Public transportation is convenient, accessible, and inexpensive. Buses head west into Santa Ana and Ciudad Colon, while eastbound stops include Rohrmoser, Sabana, and downtown San Jose. Commuters take advantage of the urban train that connects nearby Rohrmoser to San Jose's eastern suburbs.
A night out on the town usually begins with dinner at one of Escazu's fine restaurants. Satisfy your palate with Costa Rican, Thai, Mexican, Indian, or French cuisine. If you're feeling nostalgic, there are plenty of American-style restaurants to choose from. Later, hit one of the town's popular nightclubs, listen to live music, or head to San Jose for an evening of live theater or opera. Daytime entertainment options include San Jose museums, plays, and seasonal events.

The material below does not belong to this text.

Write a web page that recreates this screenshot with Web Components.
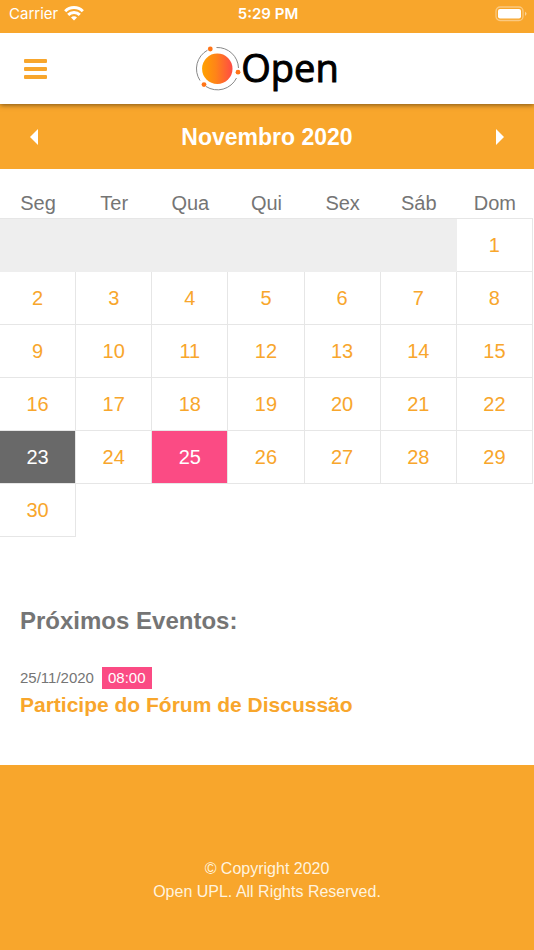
<!DOCTYPE html>
<html lang="pt">
<head>
<meta charset="utf-8">
<meta name="viewport" content="width=device-width, initial-scale=1">
<title>Open</title>
<style>
    :root {
        --brand: #f8a62c;
        --accent: #fb4b84;
        --today: #696969;
        --text: #757575;
        --line: #e6e6e6;
        --empty: #eeeeee;
    }
    body {
        margin: 0;
        min-height: 100vh;
        display: flex;
        flex-direction: column;
        background: #fff;
        color: var(--text);
        font-family: "Liberation Sans", Arial, sans-serif;
    }
</style>
</head>
<body>
<status-bar carrier="Carrier" time="5:29 PM"></status-bar>
<app-header>Open</app-header>
<month-calendar year="2020" month="11" today="23" events="25"></month-calendar>
<event-list>
    <span slot="title">Próximos Eventos:</span>
    <event-item date="25/11/2020" time="08:00">Participe do Fórum de Discussão</event-item>
</event-list>
<app-footer>
    <div>© Copyright 2020</div>
    <div>Open UPL. All Rights Reserved.</div>
</app-footer>

<script>
class BaseElement extends HTMLElement {
    constructor() {
        super()
        this.attachShadow({ mode: 'open' })
    }
    connectedCallback() {
        const template = document.createElement('template')
        template.innerHTML = this.render()
        this.shadowRoot.replaceChildren(template.content.cloneNode(true))
    }
}

class StatusBar extends BaseElement {
    render() {
        return `
        <style>
            :host {
                display: grid;
                grid-template-columns: 1fr auto 1fr;
                align-items: center;
                height: 27px;
                padding: 0 7px 6px 9px;
                position: relative;
                z-index: 2;
                background: var(--brand);
                color: #fff;
                font: 15px/27px Inter, "Liberation Sans", sans-serif;
            }
            .left { display: flex; align-items: center; gap: 6px; }
            .time { font-weight: 600; }
            .battery { justify-self: end; }
            svg { display: block; }
        </style>
        <span class="left">
            <span>${this.getAttribute('carrier')}</span>
            <svg width="20" height="15" viewBox="0 0 20 15" fill="none" stroke="#fff" stroke-width="3" aria-hidden="true">
                <path d="M1.2 5.2 A12.4 12.4 0 0 1 18.8 5.2"/>
                <path d="M4.2 8.9 A8.2 8.2 0 0 1 15.8 8.9"/>
                <path d="M7 11.6 A4.2 4.2 0 0 1 13 11.6 L10 14.6Z" fill="#fff" stroke="none"/>
            </svg>
        </span>
        <span class="time">${this.getAttribute('time')}</span>
        <svg class="battery" width="32" height="16" viewBox="0 0 32 16" aria-hidden="true">
            <rect x="1" y="1" width="27" height="13.5" rx="4" fill="none" stroke="#fff" stroke-opacity=".4" stroke-width="1.3"/>
            <rect x="3" y="3" width="23" height="9.5" rx="2" fill="#fff"/>
            <path d="M30 5.5 Q33 7.8 30 10Z" fill="#fff" fill-opacity=".5"/>
        </svg>`
    }
}
customElements.define('status-bar', StatusBar)

class AppHeader extends BaseElement {
    render() {
        return `
        <style>
            :host {
                display: grid;
                grid-template-columns: 1fr auto 1fr;
                align-items: center;
                height: 71px;
                padding: 0 24px;
                background: #fff;
                position: relative;
                z-index: 1;
                box-shadow: 0 1px 5px rgba(0, 0, 0, .5);
            }
            button {
                justify-self: start;
                padding: 0;
                border: 0;
                background: none;
                cursor: pointer;
            }
            svg { display: block; }
            .logo {
                display: flex;
                align-items: center;
                color: #000;
                font: 38px/48px "Open Sans", "Noto Sans", sans-serif;
                text-decoration: none;
            }
            .name {
                padding-bottom: 4px;
                -webkit-text-stroke: 1px #000;
            }
        </style>
        <button type="button" aria-label="Menu">
            <svg width="23" height="22" viewBox="0 0 23 22" fill="#f8a62c">
                <rect y="1" width="23" height="4" rx="1"/>
                <rect y="9" width="23" height="4" rx="1"/>
                <rect y="17" width="23" height="4" rx="1"/>
            </svg>
        </button>
        <a class="logo" href="#">
            <svg width="46" height="46" viewBox="0 0 46 46" aria-hidden="true">
                <defs>
                    <linearGradient id="sun">
                        <stop offset="0" stop-color="#ffa200"/>
                        <stop offset=".45" stop-color="#ff8418"/>
                        <stop offset="1" stop-color="#ff4b45"/>
                    </linearGradient>
                </defs>
                <g fill="none" stroke="#888" stroke-width="1">
                    <path d="M21.5 1.5 A21.2 21.2 0 0 1 43.5 22"/>
                    <path d="M41.5 32 A21.2 21.2 0 0 1 11 40.5"/>
                    <path d="M5 34.5 A21.2 21.2 0 0 1 12.5 4.2"/>
                </g>
                <circle cx="22.3" cy="22.7" r="15.2" fill="url(#sun)"/>
                <circle cx="15.3" cy="3" r="2.4" fill="#ff7417"/>
                <circle cx="43" cy="26.2" r="2.4" fill="#ff7417"/>
                <circle cx="9" cy="38.6" r="2.4" fill="#ff7417"/>
            </svg>
            <span class="name"><slot></slot></span>
        </a>`
    }
}
customElements.define('app-header', AppHeader)

const MONTHS = ['Janeiro', 'Fevereiro', 'Março', 'Abril', 'Maio', 'Junho', 'Julho',
    'Agosto', 'Setembro', 'Outubro', 'Novembro', 'Dezembro']
const WEEKDAYS = ['Seg', 'Ter', 'Qua', 'Qui', 'Sex', 'Sáb', 'Dom']

class MonthCalendar extends BaseElement {
    rows() {
        const year = Number(this.getAttribute('year'))
        const month = Number(this.getAttribute('month'))
        const today = Number(this.getAttribute('today'))
        const events = this.getAttribute('events').split(',').map(Number)
        // weeks start on monday
        const offset = (new Date(year, month - 1, 1).getDay() + 6) % 7
        const total = new Date(year, month, 0).getDate()

        const cells = []
        if (offset)
            cells.push(`<td class="empty" colspan="${offset}"></td>`)
        let html = ''
        for (let day = 1; day <= total; day++) {
            let type = ''
            if (day === today) type = 'today'
            if (events.includes(day)) type = 'event'
            cells.push(`<td class="${type}"><a href="#">${day}</a></td>`)
            if ((offset + day) % 7 === 0 || day === total)
                html += `<tr>${cells.splice(0).join('')}</tr>`
        }
        return html
    }

    render() {
        const name = MONTHS[this.getAttribute('month') - 1]
        return `
        <style>
            :host { display: block; }
            .bar {
                display: flex;
                align-items: center;
                justify-content: space-between;
                height: 65px;
                padding: 0 20px;
                background: var(--brand);
                color: #fff;
            }
            h2 { margin: 0; font-size: 23px; line-height: 28px; }
            button {
                padding: 8px 10px;
                border: 0;
                background: none;
                cursor: pointer;
            }
            svg { display: block; }
            .days { padding: 20px 1px 0 0; }
            table {
                width: 100%;
                table-layout: fixed;
                border-collapse: separate;
                border-spacing: 0;
                font-size: 20px;
                text-align: center;
            }
            th {
                height: 29px;
                padding: 0;
                border-bottom: 1px solid var(--line);
                font-weight: 400;
            }
            td {
                height: 52px;
                padding: 0;
                border-right: 1px solid var(--line);
                border-bottom: 1px solid var(--line);
            }
            td a {
                display: block;
                color: var(--brand);
                line-height: 52px;
                text-decoration: none;
            }
            .empty { background: var(--empty); border-color: var(--empty); }
            .today a { background: var(--today); color: #fff; }
            .event a { background: var(--accent); color: #fff; }
        </style>
        <div class="bar">
            <button type="button" aria-label="Mês anterior">
                <svg width="8" height="16" viewBox="0 0 8 16"><path d="M8 0V16L0 8Z" fill="#fff"/></svg>
            </button>
            <h2>${name} ${this.getAttribute('year')}</h2>
            <button type="button" aria-label="Próximo mês">
                <svg width="8" height="16" viewBox="0 0 8 16"><path d="M0 0V16L8 8Z" fill="#fff"/></svg>
            </button>
        </div>
        <div class="days">
            <table>
                <thead><tr>${WEEKDAYS.map(d => `<th scope="col">${d}</th>`).join('')}</tr></thead>
                <tbody>${this.rows()}</tbody>
            </table>
        </div>`
    }
}
customElements.define('month-calendar', MonthCalendar)

class EventList extends BaseElement {
    render() {
        return `
        <style>
            :host { display: block; padding: 69px 20px 46px; }
            h3 { margin: 0 0 31px; font-size: 24px; line-height: 30px; }
        </style>
        <h3><slot name="title"></slot></h3>
        <slot></slot>`
    }
}
customElements.define('event-list', EventList)

class EventItem extends BaseElement {
    render() {
        return `
        <style>
            :host { display: block; }
            .when {
                display: flex;
                align-items: center;
                gap: 8px;
                font-size: 15px;
                line-height: 22px;
            }
            .time {
                padding: 0 6px;
                background: var(--accent);
                color: #fff;
            }
            .name {
                display: block;
                margin-top: 2px;
                color: var(--brand);
                font-size: 21px;
                font-weight: 700;
                line-height: 28px;
                text-decoration: none;
            }
        </style>
        <div class="when">
            <span>${this.getAttribute('date')}</span>
            <span class="time">${this.getAttribute('time')}</span>
        </div>
        <a class="name" href="#"><slot></slot></a>`
    }
}
customElements.define('event-item', EventItem)

class AppFooter extends BaseElement {
    render() {
        return `
        <style>
            :host {
                display: block;
                flex: 1;
                padding: 92px 20px 24px;
                background: var(--brand);
                color: #fff3df;
                font-size: 16px;
                font-weight: 300;
                line-height: 23px;
                text-align: center;
            }
        </style>
        <slot></slot>`
    }
}
customElements.define('app-footer', AppFooter)
</script>
</body>
</html>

Families with children appreciate the area's education system. The metropolitan region is filled with top-quality public, magnet, and private schools. Many offer bilingual or English-only classes and are located within a few miles of Escazu. Expats tend to favor the Marion Baker School, the Blue Valley School and the Country Day School. Just a few minutes east, the Colegio Humboldt in Rohrmoser offers classes in English, Spanish and German, while San Jose's Liceo Franco Costarricense curriculum is in Spanish and French.
Escazu has many pharmacies, medical clinics, and private practices to address yearly check-ups and everyday problems. When more serious care is needed, most residents go to CIMA Hospital, a private facility that has state-of-the-art technology and a highly trained bilingual staff.
Expat Spotlight: Mary Carolina, age 33
1) Why did you choose to live in Escazu?
My fiance and I chose Escazu because of its safety, central location, and atmosphere. We really love that downtown Escazu still has a pinch of old Costa Rica; you can always find very kind and friendly people. I think a lot of people move here for the city-feel or for job convenience. Many of the big companies (including the American Embassy) house their employees in Escazu.
2) What are the positive and negative aspects about living in Escazu?
Everything is close by; you can get to San Jose in about 10 minutes, there's very reliable bus service, and you can find anything you need. There's good proximity to hospitals, theaters, malls, restaurants, and shopping. Since there are so many expats, more English is spoken in Escazu than in any other part of the country. Also, the new Caldera Highway gets you to the beach fast, which is such a bonus for city dwellers. Of course, you have to pay a toll to take the road, which means I've been driving all the back roads for local trips!
Any negative aspects are the flip side of the positive: there are lots of people, congested roads, and upscale areas can be targets of crime. It's more expensive than the rest of San Jose. Also, I've had my water turned off for hours at a time, so it's essential to have your own tank.
3) What's the expat community like there?
I think it's probably the best in Costa Rica since there are so many foreigners. The schools, shops, and restaurants really reflect the multi-cultural presence. Escazu is home to many embassies and their employees, so there are residents from all over. The best way to meet people is by joining expat clubs like the Little Theatre Group (performances in English), Women's Club, Newcomer's Club, book clubs, and the gym.
4) What are Escazu's best neighborhoods for expats?
Gated communities are good, not only for safety but also because most have recreation centers or pools where you can meet a lot of people. Open neighborhoods are also great, and I think the best are San Rafael, San Antonio and Guachipelin. Escazu tends to be very spread out and it just depends on what you want and how much you can spend.
5) Any tips or advice about moving to Costa Rica?
Be open minded and patient; remember that life in Costa Rica moves slower. Also, and I can't stress this enough, learn Spanish! Forget everything you know about how stuff gets done and how things "should' work. Then you'll fit in just fine.